The main project which I would be conducting mostly on my own was to work with the WWF and learn about the women’s self-help groups in rural communities- who mainly produce a vermicompost (compost using worms) which I would become very familiar with. For this I went on a few trips which a women from the WWF named appropriately named Geeta (meaning vulture- which are part of our conservation effort) who had been working in conservation for 10yrs now. Conversation and communication was slightly limited but obviously her English was better then my almost non existent Hindi. Again I manged top grasp what the villagers were talking about and common sense of the subjects told me the rest of Geetas sentence before it struggled to come out of her mouth, so in a way I like to think we helped each other out.
Into the Valley
A couple of days after id been aquainted with fred, we had barely got back from the safari when she asked me if id like to accompany her to the lodge in Vahngat. Riverine woods was place Sumatha had built as an eco-friendly cottage accommodation surrounded by native plants and employing local people. He’d done an excellent job. Though still tired from the safari I decided to accept Fred’s invitation.

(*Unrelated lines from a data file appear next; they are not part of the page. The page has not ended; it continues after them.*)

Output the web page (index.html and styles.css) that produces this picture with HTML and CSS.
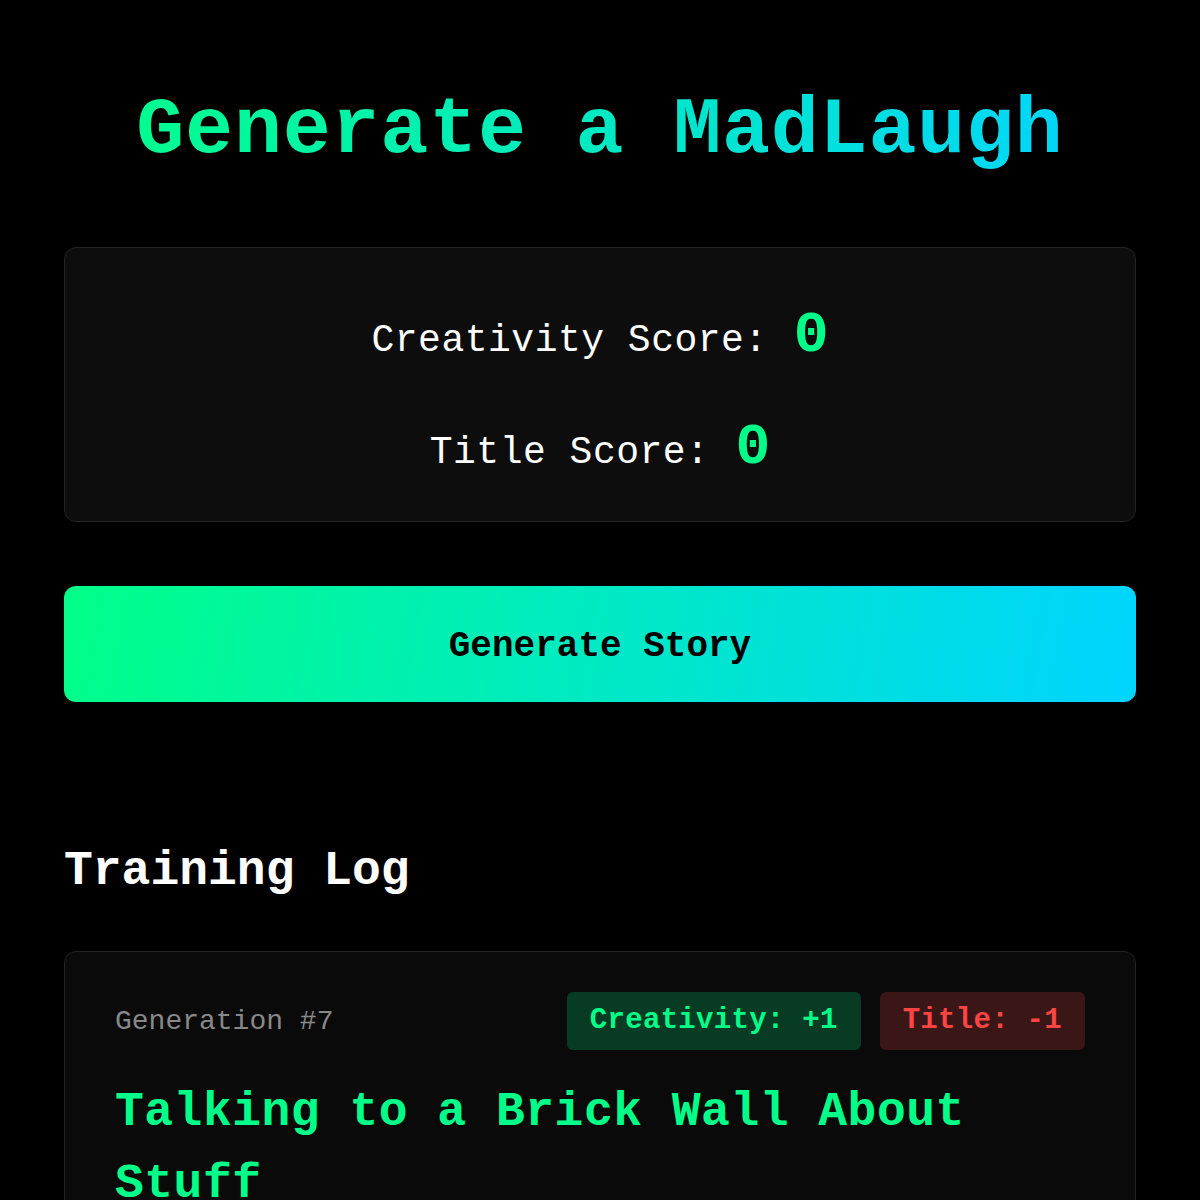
FILE: index.html
```html
<!DOCTYPE html>
<html lang="en">
<head>
    <meta charset="UTF-8">
    <meta name="viewport" content="width=device-width, initial-scale=1.0">
    <title>Generate a MadLaugh</title>
    <link rel="stylesheet" href="styles.css">
</head>
<body>
    <div class="container">
        <h1 class="title">Generate a MadLaugh</h1>

        <!-- Scores -->
        <div class="score-card">
            <div class="score-row">
                <span class="score-label">Creativity Score:</span>
                <span class="score-value" id="creativityScore">0</span>
            </div>
            <div class="score-row">
                <span class="score-label">Title Score:</span>
                <span class="score-value" id="titleScore">0</span>
            </div>
        </div>

        <button type="button" class="generate-btn" id="generateBtn">Generate Story</button>

        <!-- Log -->
        <h2 class="log-heading">Training Log</h2>

        <div class="log-entry">
            <div class="log-header">
                <span class="log-gen">Generation #7</span>
                <div class="badges">
                    <span class="badge badge-up">Creativity: +1</span>
                    <span class="badge badge-down">Title: -1</span>
                </div>
            </div>
            <h3 class="story-title">Talking to a Brick Wall About Stuff</h3>
        </div>
    </div>
</body>
</html>
```

FILE: styles.css
```css
body, html {
    margin: 0;
    background-color: #000;
    color: #fff;
    font-family: "Liberation Mono", "DejaVu Sans Mono", monospace;
}

.container {
    max-width: 1072px;
    margin: 0 auto;
    padding: 40px 64px 0;
}

.title {
    margin: 43px 0 68px;
    font-size: 80px;
    line-height: 96px;
    font-weight: bold;
    letter-spacing: 0.8px;
    text-align: center;
    background: linear-gradient(90deg, #00ff88, #00d4ff);
    -webkit-background-clip: text;
    background-clip: text;
    color: transparent;
}

.score-card {
    background-color: #0d0d0d;
    border: 1px solid #232323;
    border-radius: 12px;
    padding: 54px 20px 35px;
    display: flex;
    flex-direction: column;
    gap: 40px;
}

.score-row {
    display: flex;
    justify-content: center;
    align-items: baseline;
    gap: 26px;
    line-height: 67px;
}

.score-label {
    font-size: 38px;
    letter-spacing: 0.5px;
}

.score-value {
    font-size: 58px;
    font-weight: bold;
    color: #00ff88;
}

.generate-btn {
    display: block;
    width: 100%;
    margin-top: 64px;
    padding: 39px 20px 33px;
    border: none;
    border-radius: 12px;
    background: linear-gradient(100deg, #00ff88, #00d4ff);
    color: #000;
    font-family: inherit;
    font-size: 36px;
    line-height: 44px;
    font-weight: bold;
    cursor: pointer;
}

.log-heading {
    margin: 141px 0 51px;
    font-size: 48px;
    line-height: 57px;
    font-weight: bold;
}

.log-entry {
    background-color: #0a0a0a;
    border: 1px solid #222;
    border-radius: 12px;
    padding: 40px 50px 50px;
}

.log-header {
    display: flex;
    justify-content: space-between;
    align-items: center;
}

.log-gen {
    font-size: 28px;
    color: #888;
}

.badges {
    display: flex;
    gap: 19px;
}

.badge {
    font-size: 29px;
    line-height: 35px;
    font-weight: bold;
    letter-spacing: 0.3px;
    padding: 11px 23px 12px;
    border-radius: 6px;
}

.badge-up {
    background-color: rgba(0, 255, 136, 0.2);
    color: #00ff88;
}

.badge-down {
    background-color: rgba(255, 68, 68, 0.2);
    color: #ff4444;
}

.story-title {
    margin: 26px 0 0;
    font-size: 48px;
    line-height: 72px;
    font-weight: bold;
    letter-spacing: 0.5px;
    color: #00ff88;
}
```
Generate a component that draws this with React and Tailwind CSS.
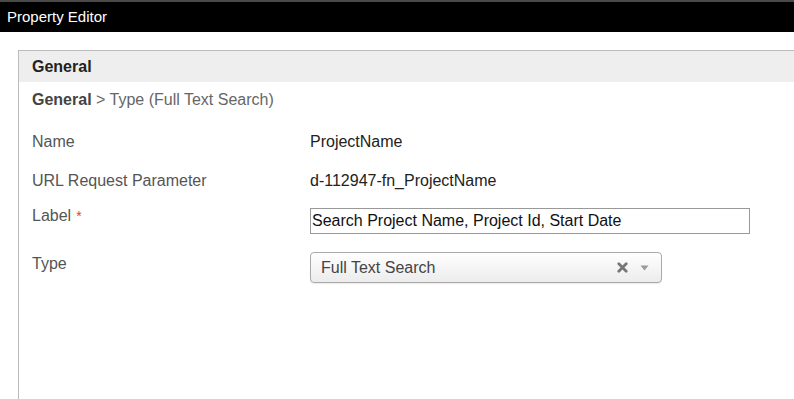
import React from 'react';

function Row({ label, required, children, className = '', labelClass = '' }) {
  return (
    <div className={`flex items-start ${className}`}>
      <div className={`w-[278px] shrink-0 text-[16px] leading-[18px] text-[#555] ${labelClass}`}>
        {label}
        {required && <span className="ml-[5px] text-[14px] align-top text-[#e33]">*</span>}
      </div>
      <div className="flex-1">{children}</div>
    </div>
  );
}

export default function App() {
  return (
    <div className="w-[794px] h-[399px] overflow-hidden bg-white font-['Liberation_Sans',Arial,sans-serif]">
      {/* Title bar */}
      <div className="h-[2px] bg-[#4a4a4a]" />
      <div className="h-[30px] bg-black flex items-center px-[7px] text-white text-[15px]">
        Property Editor
      </div>

      {/* Panel */}
      <div className="ml-[18px] mt-[18px] h-[400px] border-l border-t border-[#bbbbbb]">
        <div className="h-[31px] bg-[#eeeeee] flex items-center px-[13px] text-[16px] font-bold text-[#222]">
          General
        </div>

        <div className="px-[13px]">
          <div className="mt-[9px] text-[16px] leading-[18px] text-[#666]">
            <span className="font-bold text-[#444]">General</span> &gt; Type (Full Text Search)
          </div>

          <Row label="Name" className="mt-[24px]">
            <div className="text-[16px] leading-[18px] text-[#222]">ProjectName</div>
          </Row>

          <Row label="URL Request Parameter" className="mt-[21px]">
            <div className="text-[16px] leading-[18px] text-[#222]">d-112947-fn_ProjectName</div>
          </Row>

          <Row label="Label" required className="mt-[17px]">
            <input
              type="text"
              defaultValue="Search Project Name, Project Id, Start Date"
              className="mt-[1px] w-[440px] h-[26px] border border-[#999] px-[1px] text-[16px] text-[#111] outline-none"
            />
          </Row>

          <Row label="Type" className="mt-[19px]" labelClass="pt-[2px]">
            <div className="-mt-[1px] w-[352px] h-[31px] rounded-[4px] border border-[#aaa] bg-gradient-to-b from-white to-[#ececec] shadow-[0_1px_1px_rgba(0,0,0,0.08)] flex items-center pl-[10px] pr-[10px]">
              <span className="flex-1 text-[16px] text-[#444]">Full Text Search</span>
              <svg width="11" height="11" viewBox="0 0 11 11" className="mr-[12px]">
                <path d="M1.8 1.8 L9.2 9.2 M9.2 1.8 L1.8 9.2" stroke="#777" strokeWidth="2.8" strokeLinecap="round" />
              </svg>
              <svg width="9" height="6" viewBox="0 0 9 6" className="mr-[2px]">
                <path d="M0.5 0.5 L8.5 0.5 L4.5 5.5 Z" fill="#999" />
              </svg>
            </div>
          </Row>
        </div>
      </div>
    </div>
  );
}
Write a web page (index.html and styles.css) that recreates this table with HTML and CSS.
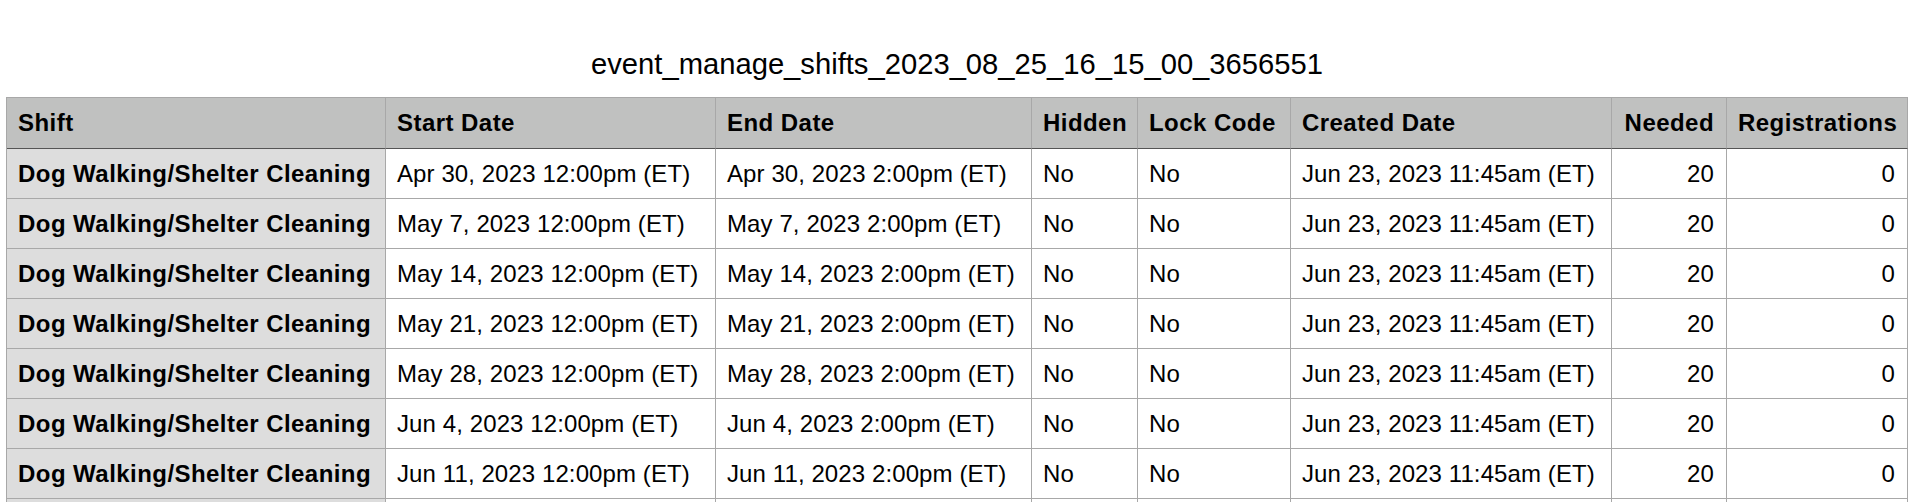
FILE: index.html
```html
<!DOCTYPE html>
<html>
<head>
<meta charset="utf-8">
<title>event_manage_shifts_2023_08_25_16_15_00_3656551</title>
<link rel="stylesheet" href="styles.css">
</head>
<body>
<div class="sheet">
  <h1 class="title">event_manage_shifts_2023_08_25_16_15_00_3656551</h1>
  <table class="grid">
    <colgroup>
      <col class="c-shift">
      <col class="c-start">
      <col class="c-end">
      <col class="c-hidden">
      <col class="c-lock">
      <col class="c-created">
      <col class="c-needed">
      <col class="c-reg">
    </colgroup>
    <thead>
      <tr>
        <th>Shift</th>
        <th>Start Date</th>
        <th>End Date</th>
        <th>Hidden</th>
        <th>Lock Code</th>
        <th>Created Date</th>
        <th class="num">Needed</th>
        <th class="num">Registrations</th>
      </tr>
    </thead>
    <tbody>
      <tr><th class="rowhead">Dog Walking/Shelter Cleaning</th><td>Apr 30, 2023 12:00pm (ET)</td><td>Apr 30, 2023 2:00pm (ET)</td><td>No</td><td>No</td><td>Jun 23, 2023 11:45am (ET)</td><td class="num">20</td><td class="num">0</td></tr>
      <tr><th class="rowhead">Dog Walking/Shelter Cleaning</th><td>May 7, 2023 12:00pm (ET)</td><td>May 7, 2023 2:00pm (ET)</td><td>No</td><td>No</td><td>Jun 23, 2023 11:45am (ET)</td><td class="num">20</td><td class="num">0</td></tr>
      <tr><th class="rowhead">Dog Walking/Shelter Cleaning</th><td>May 14, 2023 12:00pm (ET)</td><td>May 14, 2023 2:00pm (ET)</td><td>No</td><td>No</td><td>Jun 23, 2023 11:45am (ET)</td><td class="num">20</td><td class="num">0</td></tr>
      <tr><th class="rowhead">Dog Walking/Shelter Cleaning</th><td>May 21, 2023 12:00pm (ET)</td><td>May 21, 2023 2:00pm (ET)</td><td>No</td><td>No</td><td>Jun 23, 2023 11:45am (ET)</td><td class="num">20</td><td class="num">0</td></tr>
      <tr><th class="rowhead">Dog Walking/Shelter Cleaning</th><td>May 28, 2023 12:00pm (ET)</td><td>May 28, 2023 2:00pm (ET)</td><td>No</td><td>No</td><td>Jun 23, 2023 11:45am (ET)</td><td class="num">20</td><td class="num">0</td></tr>
      <tr><th class="rowhead">Dog Walking/Shelter Cleaning</th><td>Jun 4, 2023 12:00pm (ET)</td><td>Jun 4, 2023 2:00pm (ET)</td><td>No</td><td>No</td><td>Jun 23, 2023 11:45am (ET)</td><td class="num">20</td><td class="num">0</td></tr>
      <tr><th class="rowhead">Dog Walking/Shelter Cleaning</th><td>Jun 11, 2023 12:00pm (ET)</td><td>Jun 11, 2023 2:00pm (ET)</td><td>No</td><td>No</td><td>Jun 23, 2023 11:45am (ET)</td><td class="num">20</td><td class="num">0</td></tr>
      <tr class="stub" aria-hidden="true"><th class="rowhead"></th><td></td><td></td><td></td><td></td><td></td><td></td><td></td></tr>
    </tbody>
  </table>
</div>
</body>
</html>
```

FILE: styles.css
```css
html, body {
  margin: 0;
  padding: 0;
  background: #ffffff;
}

body {
  font-family: "Liberation Sans", Arial, Helvetica, sans-serif;
  color: #000000;
  overflow: hidden;
}

.sheet {
  padding: 46px 6px 0 6px;
}

.title {
  margin: 0 0 15px 0;
  font-size: 29.2px;
  font-weight: normal;
  line-height: 36px;
  height: 36px;
  text-align: center;
  color: #000;
}

.grid {
  width: 1902px;
  table-layout: fixed;
  border-collapse: separate;
  border-spacing: 0;
  border-top: 1px solid #a8a8a8;
  border-left: 1px solid #a8a8a8;
  font-size: 24px;
}

.c-shift { width: 379px; }
.c-start { width: 330px; }
.c-end { width: 316px; }
.c-hidden { width: 106px; }
.c-lock { width: 153px; }
.c-created { width: 321px; }
.c-needed { width: 115px; }
.c-reg { width: 181px; }

.grid th,
.grid td {
  box-sizing: border-box;
  padding: 0 11px 0 11px;
  border-right: 1px solid #a8a8a8;
  border-bottom: 1px solid #a8a8a8;
  height: 50px;
  line-height: 49px;
  white-space: nowrap;
  overflow: hidden;
  text-align: left;
  vertical-align: middle;
}

.grid td {
  letter-spacing: 0.1px;
}

.grid thead th {
  background: #c0c1c0;
  font-weight: bold;
  letter-spacing: 0.45px;
  height: 51px;
  line-height: 50px;
  border-bottom: 1px solid #555555;
}

.grid .rowhead {
  background: #dddddd;
  font-weight: bold;
  letter-spacing: 0.45px;
}

.grid .num {
  text-align: right;
  padding-right: 12px;
}
```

Getting there involved a bus ride then an hours trek (thank god it was downhill) on a steep slope which marred with my clumsiness could have been fatal…thankfully the fates decided I should not die this way. Apart from the danger of the drop before we even got to the slope we march for half an hour through the dense misted forest….a tiger -known to be aggressive towards humans had been spotted here recently. Sumantha had insisted someone come and meet us half way, but Manoj being himself was late…..Fred piked up a big stick as we entered the woods. It was very misty and damp adding to the eeriness of the gallant dark trees and dead leaves lying like unclaimed bodies of battle on the floor….It could have been a case of being ravished in ramanager if we came across the tiger- though being ravished by a tiger would mean in the way of being seized and carried away by force as I had read about in Jim Corbett’s books.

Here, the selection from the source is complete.